Begitu pula Bahasyim, bekas pejabat Direktorat Pajak, pemilik uang Rp 64 miliar
yang disimpan di rekening anak-istrinya.
Harus diakui,
pasal pencucian uang sulit menjebloskan orang ke penjara karena semata-mata
memiliki rekening tak wajar. Sebab, hukum kita belum menganut asas pembalikan
beban pembuktian-selama ini dikenal dengan istilah “pembuktian terbalik”. Tapi
setidaknya, dengan delik ini, rekening yang mencurigakan bisa diblokir lebih
dulu sambil menelisik kejahatan yang menjadi hulu aliran duit.
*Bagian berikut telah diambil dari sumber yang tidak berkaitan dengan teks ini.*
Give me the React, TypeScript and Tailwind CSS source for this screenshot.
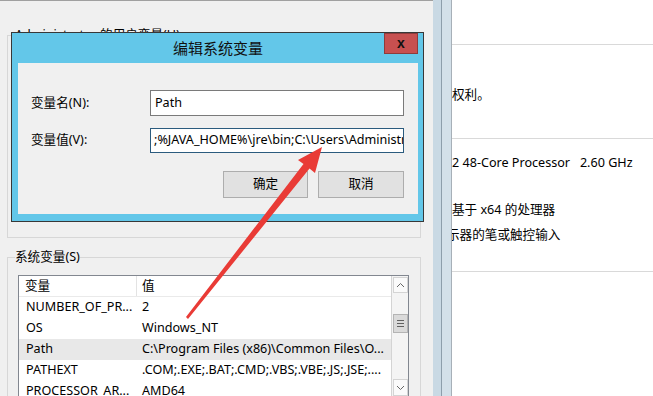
import React from 'react';

const ui = "font-['Noto_Sans','Noto_Sans_CJK_SC',sans-serif]";

const rows = [
  { name: 'NUMBER_OF_PR...', value: '2' },
  { name: 'OS', value: 'Windows_NT' },
  { name: 'Path', value: 'C:\\Program Files (x86)\\Common Files\\O...', selected: true },
  { name: 'PATHEXT', value: '.COM;.EXE;.BAT;.CMD;.VBS;.VBE;.JS;.JSE;....' },
  { name: 'PROCESSOR_AR...', value: 'AMD64' },
];

function Chevron({ down }: { down?: boolean }) {
  return (
    <svg width="9" height="6" viewBox="0 0 9 6" className={down ? 'rotate-180' : ''}>
      <path d="M1 5 L4.5 1.5 L8 5" fill="none" stroke="#666" strokeWidth="1" />
    </svg>
  );
}

function Scrollbar() {
  return (
    <div className="w-[17px] shrink-0 border-l border-[#d4d4d4] bg-[#f4f4f4] flex flex-col items-center">
      <div className="mt-px w-[15px] h-[16px] border border-[#d4d4d4] bg-[#fafafa] flex items-center justify-center">
        <Chevron />
      </div>
      <div className="mt-[21px] w-[15px] h-[19px] border border-[#b4b4b4] bg-[#dadada] flex flex-col items-center justify-center gap-[2px]">
        <div className="w-[7px] h-px bg-[#606060]" />
        <div className="w-[7px] h-px bg-[#606060]" />
        <div className="w-[7px] h-px bg-[#606060]" />
      </div>
      <div className="mt-[46px] w-[15px] h-[17px] border border-[#d4d4d4] bg-[#fafafa] flex items-center justify-center">
        <Chevron down />
      </div>
    </div>
  );
}

function EditDialog() {
  return (
    <div className="absolute left-[11px] top-[32px] w-[413px] h-[190px] border border-[#383838] bg-[#63c7e9] pl-[6px] pr-[5px] pb-[7px] flex flex-col">
      {/* 标题栏 */}
      <div className="h-[30px] shrink-0 grid grid-cols-[34px_1fr_34px]">
        <div />
        <div className="flex items-center justify-center text-[15px] text-[#111]">编辑系统变量</div>
        <div className="h-[21px] bg-[#c75050] border border-[#8e3b3b] flex items-center justify-center font-['Liberation_Sans',sans-serif] font-bold text-[14px] leading-none text-[#111] pb-[2px]">
          x
        </div>
      </div>

      <div className="flex-1 bg-[#f0f0f0] flex flex-col">
        <div className="mt-[27px] h-[26px] flex items-center">
          <div className="w-[132px] pl-[13px]">变量名(N):</div>
          <div className="w-[254px] h-full border border-[#7a7a7a] bg-white pl-[4px] flex items-center">Path</div>
        </div>
        <div className="mt-[12px] h-[25px] flex items-center">
          <div className="w-[132px] pl-[13px]">变量值(V):</div>
          <div className="w-[254px] h-full border border-[#2b5b7e] bg-white pl-[3px] flex items-center overflow-hidden whitespace-nowrap">
            <span>;%JAVA_HOME%\jre\bin;C:\Users</span>
            <span className="inline-block w-px h-[16px] bg-black" />
            <span>\Administrator\.dnx\bin</span>
          </div>
        </div>
        <div className="mt-[18px] pr-[14px] flex justify-end gap-[10px]">
          <button className="w-[85px] h-[27px] bg-[#e1e1e1] border border-[#adadad]">确定</button>
          <button className="w-[86px] h-[27px] bg-[#e1e1e1] border border-[#adadad]">取消</button>
        </div>
      </div>
    </div>
  );
}

export default function App() {
  return (
    <div className={`relative w-[653px] h-[396px] overflow-hidden flex bg-white text-[12.6px] text-black ${ui}`}>
      {/* 环境变量窗口 */}
      <div className="w-[433px] shrink-0 h-full bg-[#f0f0f0] border-t border-[#a0a0a0] flex flex-col">
        <fieldset className="mt-[27px] ml-[7px] w-[414px] h-[210px] shrink-0 border border-[#d7d7d7]">
          <legend className="ml-[7px] leading-[14px]">Administrator 的用户变量(U)</legend>
        </fieldset>

        <fieldset className="mt-[12px] ml-[7px] w-[414px] h-[170px] shrink-0 border border-[#d7d7d7]">
          <legend className="ml-[7px] leading-[14px]">系统变量(S)</legend>
          <div className="mt-[11px] ml-[10px] w-[391px] h-[140px] border border-[#828790] bg-white flex">
            <div className="flex-1 flex flex-col">
              <div className="h-[21px] shrink-0 flex border-b border-[#eaeaea]">
                <div className="w-[117px] pl-[6px] flex items-center">变量</div>
                <div className="w-px bg-[#e3e3e3]" />
                <div className="pl-[5px] flex items-center">值</div>
              </div>
              {rows.map((r) => (
                <div
                  key={r.name}
                  className={`h-[21px] shrink-0 flex items-center whitespace-nowrap ${r.selected ? 'bg-[#e8e8e8]' : ''}`}
                >
                  <div className="w-[118px] pl-[7px]">{r.name}</div>
                  <div className="pl-[5px]">{r.value}</div>
                </div>
              ))}
            </div>
            <Scrollbar />
          </div>
        </fieldset>
      </div>

      {/* 窗口边框 */}
      <div className="w-[8px] shrink-0 bg-[#c9d9e4]" />
      <div className="w-px shrink-0 bg-[#8d9eab]" />
      <div className="w-[9px] shrink-0 bg-[#d3e0e9]" />
      <div className="w-px shrink-0 bg-[#a7b0b8]" />

      {/* 系统信息 */}
      <div className="flex-1 overflow-hidden flex flex-col leading-[16px] whitespace-nowrap">
        <div className="h-[45px] shrink-0 border-b border-[#d9d9d9]" />
        <div className="h-[94px] shrink-0 border-b border-[#d9d9d9] pt-[42px]">权利。</div>
        <div className="h-[133px] shrink-0 border-b border-[#d9d9d9] pt-[16px] flex flex-col">
          <div className="whitespace-pre">2 48-Core Processor   2.60 GHz</div>
          <div className="mt-[31px]">基于 x64 的处理器</div>
          <div className="mt-[9px] -ml-[5px]">示器的笔或触控输入</div>
        </div>
      </div>

      <EditDialog />

      {/* 红色箭头 */}
      <svg className="absolute inset-0 pointer-events-none" width="653" height="396" viewBox="0 0 653 396">
        <polygon
          points="322,147 315,173 309.5,168.5 188,319 186,317 303.5,164 298,160"
          fill="#e93b36"
        />
      </svg>
    </div>
  );
}
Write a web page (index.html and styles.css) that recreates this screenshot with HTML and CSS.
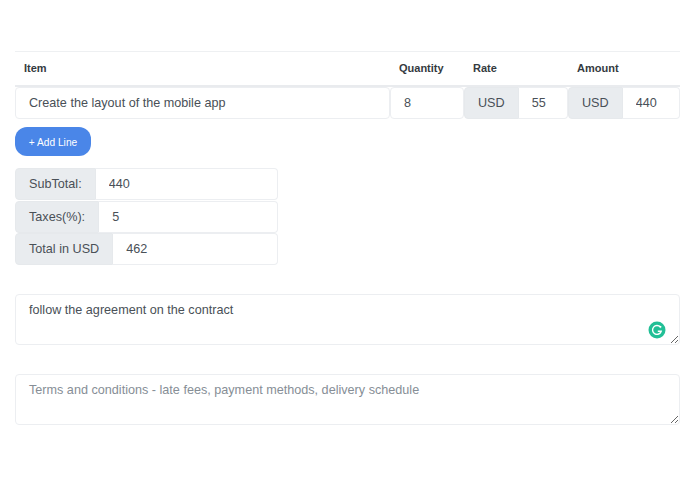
FILE: index.html
```html
<!DOCTYPE html>
<html lang="en">
  <head>
    <meta charset="UTF-8" />
    <title>Invoice</title>
    <link rel="stylesheet" href="styles.css">
  </head>
  <body>
    <div class="invoice">
      <div class="line-grid line-head">
        <div class="head-cell">Item</div>
        <div class="head-cell">Quantity</div>
        <div class="head-cell">Rate</div>
        <div class="head-cell">Amount</div>
      </div>
      <div class="line-grid">
        <input class="field" type="text" value="Create the layout of the mobile app">
        <input class="field" type="text" value="8">
        <div class="group">
          <span class="addon">USD</span>
          <input class="field" type="text" value="55">
        </div>
        <div class="group">
          <span class="addon">USD</span>
          <input class="field" type="text" value="440">
        </div>
      </div>
      <button class="add-btn" type="button">+ Add Line</button>
      <div class="totals">
        <div class="group">
          <span class="addon">SubTotal:</span>
          <input class="field" type="text" value="440">
        </div>
        <div class="group">
          <span class="addon">Taxes(%):</span>
          <input class="field" type="text" value="5">
        </div>
        <div class="group">
          <span class="addon">Total in USD</span>
          <input class="field" type="text" value="462">
        </div>
      </div>
      <div class="note-wrap">
        <textarea class="note">follow the agreement on the contract</textarea>
        <svg class="grammarly" viewBox="0 0 18 18" width="18" height="18">
          <circle cx="9" cy="9" r="8.5" fill="#22bf96"/>
          <path d="M12.4 6.2A4.4 4.4 0 1 0 13.2 10.2H9.8" fill="none" stroke="#fff" stroke-width="1.4"/>
          <path d="M11 4.8l2.4 0.2-0.4 2.4z" fill="#fff"/>
        </svg>
      </div>
      <div class="note-wrap">
        <textarea class="note" placeholder="Terms and conditions - late fees, payment methods, delivery schedule"></textarea>
      </div>
    </div>
  </body>
</html>
```

FILE: styles.css
```css
* {
  box-sizing: border-box;
}

body {
  margin: 0;
  background: #fff;
  font-family: "Liberation Sans", Arial, sans-serif;
  color: #495057;
}

.invoice {
  padding: 51px 15px 0;
}

.line-grid {
  display: grid;
  grid-template-columns: 375px 74px 104px 112px;
}
.line-head {
  height: 36px;
  border-top: 1px solid #eef0f2;
  border-bottom: 2px solid #e9ebee;
}
.head-cell {
  padding: 10px 9px 0;
  font-size: 11px;
  font-weight: bold;
  color: #343a40;
}

.field {
  display: block;
  width: 100%;
  min-width: 0;
  height: 32px;
  padding: 0 13px;
  border: 1px solid #eceef1;
  border-radius: 4px;
  background: #fff;
  font-family: inherit;
  font-size: 12.63px;
  color: #495057;
  outline: none;
}

.group {
  display: flex;
  height: 32px;
}
.group .field {
  flex: 1;
  border-left: 0;
  border-radius: 0 4px 4px 0;
}
.addon {
  display: flex;
  align-items: center;
  padding: 0 13px;
  background: #e9ecef;
  border: 1px solid #e6e9ec;
  border-radius: 4px 0 0 4px;
  font-size: 12.63px;
  white-space: nowrap;
}

.add-btn {
  display: block;
  width: 76px;
  height: 29px;
  margin-top: 8px;
  padding: 1px 0 0;
  border: 0;
  border-radius: 12px;
  background: #4a86e8;
  color: #fff;
  font-family: inherit;
  font-size: 10.2px;
}

.totals {
  width: 263px;
  margin-top: 12px;
  display: flex;
  flex-direction: column;
  gap: 0.5px;
}

.note-wrap {
  position: relative;
  margin-top: 29px;
  height: 51px;
}
.note {
  display: block;
  width: 100%;
  height: 51px;
  padding: 8px 13px;
  border: 1px solid #eceef1;
  border-radius: 4px;
  font-family: inherit;
  font-size: 12.63px;
  color: #495057;
  outline: none;
}
.note::placeholder {
  color: #868e96;
}
.grammarly {
  position: absolute;
  right: 14px;
  top: 27px;
}
```
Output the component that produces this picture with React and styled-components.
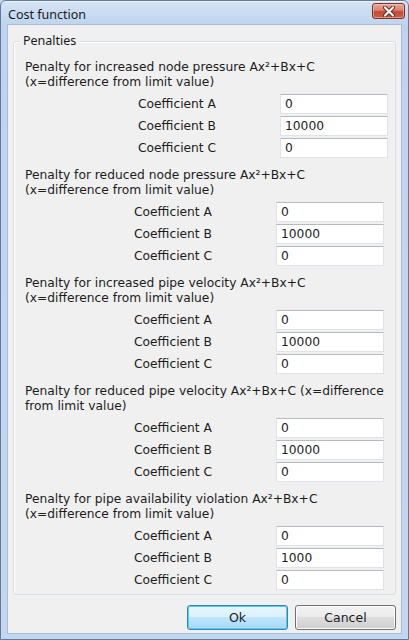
import React from "react";
import styled, { createGlobalStyle } from "styled-components";

const Global = createGlobalStyle`
  html, body { margin: 0; padding: 0; background: #c2d7ee; }
  * { box-sizing: border-box; }
`;

const Window = styled.div`
  width: 409px;
  height: 640px;
  border: 1px solid #61799a;
  border-radius: 6px 6px 0 0;
  background: linear-gradient(180deg, #d6e4f5 0px, #bed4ee 24px, #c3d8ef 100%);
  display: flex;
  flex-direction: column;
  padding: 0 6px 5px 6px;
  box-shadow: inset 0 1px 0 #eef4fb;
`;

const TitleBar = styled.div`
  height: 23px;
  display: flex;
  align-items: flex-start;
  justify-content: space-between;
  padding: 0 0 0 1px;
`;

const Title = styled.div`
  font-family: "Noto Sans", "Open Sans", sans-serif;
  font-size: 12.5px;
  color: #1a1a1a;
  line-height: 16px;
  padding-top: 6px;
`;

const CloseButton = styled.div`
  width: 33px;
  height: 16px;
  margin-top: 2px;
  margin-right: -3px;
  border: 1px solid #7a3226;
  border-radius: 3px;
  background: linear-gradient(180deg, #e9a99b 0%, #d9816f 45%, #c24a37 55%, #c7604c 100%);
  box-shadow: inset 0 0 0 1px rgba(255, 220, 210, 0.45);
  display: flex;
  align-items: center;
  justify-content: center;
`;

const Client = styled.div`
  flex: 1;
  background: #f0f0f0;
  border: 1px solid #a9bcd3;
  display: flex;
  flex-direction: column;
  padding: 16px 5px 3px 5px;
`;

const GroupBox = styled.div`
  position: relative;
  height: 554px;
  border: 1px solid #d5dfe5;
  border-radius: 3px;
  box-shadow: inset 1px 1px 0 #ffffff;
  padding: 18px 0 0 11px;
  display: flex;
  flex-direction: column;
  gap: 10px;
`;

const Legend = styled.div`
  position: absolute;
  top: -9px;
  left: 6px;
  padding: 0 3px;
  background: #f0f0f0;
  font-family: "Noto Sans", "Open Sans", sans-serif;
  font-size: 12.5px;
  line-height: 16px;
  color: #1a1a1a;
`;

const Section = styled.div`
  display: flex;
  flex-direction: column;
  gap: 4px;
`;

const Heading = styled.div`
  font-family: "DejaVu Sans", Verdana, sans-serif;
  font-size: 12.25px;
  line-height: 15px;
  color: #1c1c1c;
  white-space: nowrap;
`;

const Rows = styled.div`
  display: grid;
  grid-template-columns: 142px 108px;
  row-gap: 2px;
  margin-left: ${(p) => 109 + (p.$shift || 0)}px;
`;

const Label = styled.div`
  font-family: "DejaVu Sans", Verdana, sans-serif;
  font-size: 12.25px;
  line-height: 20px;
  height: 20px;
  color: #1c1c1c;
  white-space: nowrap;
`;

const Field = styled.div`
  height: 20px;
  background: #ffffff;
  border: 1px solid #dfe3e9;
  border-top-color: #b5b9c0;
  padding-left: 4px;
  font-family: "DejaVu Sans", Verdana, sans-serif;
  font-size: 12.25px;
  line-height: 18px;
  color: #1c1c1c;
`;

const ButtonBar = styled.div`
  display: flex;
  justify-content: flex-end;
  gap: 7px;
  margin-top: 10px;
`;

const Button = styled.div`
  width: 101px;
  height: 25px;
  border-radius: 3px;
  border: 1px solid ${(p) => (p.$default ? "#3c7fb1" : "#707070")};
  background: ${(p) =>
    p.$default
      ? "linear-gradient(180deg, #eaf6fd 0%, #d9f0fc 50%, #bee6fd 50%, #a7d9f5 100%)"
      : "linear-gradient(180deg, #f2f2f2 0%, #ebebeb 50%, #dddddd 50%, #cfcfcf 100%)"};
  box-shadow: inset 0 0 0 1px ${(p) => (p.$default ? "#48d4fc" : "#fcfcfc")};
  display: flex;
  align-items: center;
  justify-content: center;
  font-family: "DejaVu Sans", Verdana, sans-serif;
  font-size: 12.5px;
  color: #1c1c1c;
`;

const sections = [
  {
    lines: ["Penalty for increased node pressure Ax²+Bx+C", "(x=difference from limit value)"],
    values: ["0", "10000", "0"],
    shift: 4,
  },
  {
    lines: ["Penalty for reduced node pressure Ax²+Bx+C", "(x=difference from limit value)"],
    values: ["0", "10000", "0"],
  },
  {
    lines: ["Penalty for increased pipe velocity Ax²+Bx+C", "(x=difference from limit value)"],
    values: ["0", "10000", "0"],
  },
  {
    lines: ["Penalty for reduced pipe velocity Ax²+Bx+C (x=difference", "from limit value)"],
    values: ["0", "10000", "0"],
  },
  {
    lines: ["Penalty for pipe availability violation Ax²+Bx+C", "(x=difference from limit value)"],
    values: ["0", "1000", "0"],
  },
];

const letters = ["A", "B", "C"];

export default function App() {
  return (
    <>
      <Global />
      <Window>
        <TitleBar>
          <Title>Cost function</Title>
          <CloseButton>
            <svg width="14" height="11" viewBox="0 0 14 11">
              <path d="M3 1.5 L11 9.5 M11 1.5 L3 9.5" stroke="#6a231a" strokeWidth="4" strokeLinecap="round" />
              <path d="M3 1.5 L11 9.5 M11 1.5 L3 9.5" stroke="#ffffff" strokeWidth="2.2" strokeLinecap="round" />
            </svg>
          </CloseButton>
        </TitleBar>
        <Client>
          <GroupBox>
            <Legend>Penalties</Legend>
            {sections.map((s, i) => (
              <Section key={i}>
                <Heading>
                  {s.lines[0]}
                  <br />
                  {s.lines[1]}
                </Heading>
                <Rows $shift={s.shift}>
                  {s.values.map((v, j) => (
                    <React.Fragment key={j}>
                      <Label>Coefficient {letters[j]}</Label>
                      <Field>{v}</Field>
                    </React.Fragment>
                  ))}
                </Rows>
              </Section>
            ))}
          </GroupBox>
          <ButtonBar>
            <Button $default>Ok</Button>
            <Button>Cancel</Button>
          </ButtonBar>
        </Client>
      </Window>
    </>
  );
}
Cara ini
diberlakukan pula terhadap Gayus dan Bahasyim. Mereka akhirnya dikenai pasal
berlapis, bukan hanya pencucian uang, melainkan juga korupsi.
Jika polisi
enggan menerapkan delik pencucian uang untuk dirinya sendiri, tidaklah mungkin
penegak hukum lain, termasuk Komisi Pemberantasan Korupsi, turun tangan. Sesuai
dengan undang-undang, hanya polisilah yang berwenang menyidik urusan ini. Tapi
itu bukan berarti KPK tidak bisa menggunakan temuan rekening mencurigakan
sebagai bahan untuk mengusut korupsi.
Tidak
tersentuhnya kasus rekening janggal selama ini bukan karena aturan hukum kita
terlalu lemah, melainkan karena tak ada kemauan untuk menelisiknya. Dalam
situasi seperti ini, publik hanya bisa mengharapkan ketegasan sikap Presiden
Susilo Bambang Yudhoyono. Bila Presiden memerintahkan kasus ini dibongkar,
sulit membayangkan Kapolri akan diam saja.
Bila kepolisian
menghadapi kendala membersihkan korpsnya sendiri, toh masih ada pilihan lain,
yakni memberikan jalan bagi KPK untuk mengambil alih, terutama untuk kasus yang
telah jelas unsur korupsinya.
Pengusutan
rekening jumbo petinggi kepolisian tak bisa ditunda lagi. Sikap menutup mata
terhadap rekening yang patut diduga berasal dari hasil kejahatan itu akan
membuat citra polisi semakin babak-belur.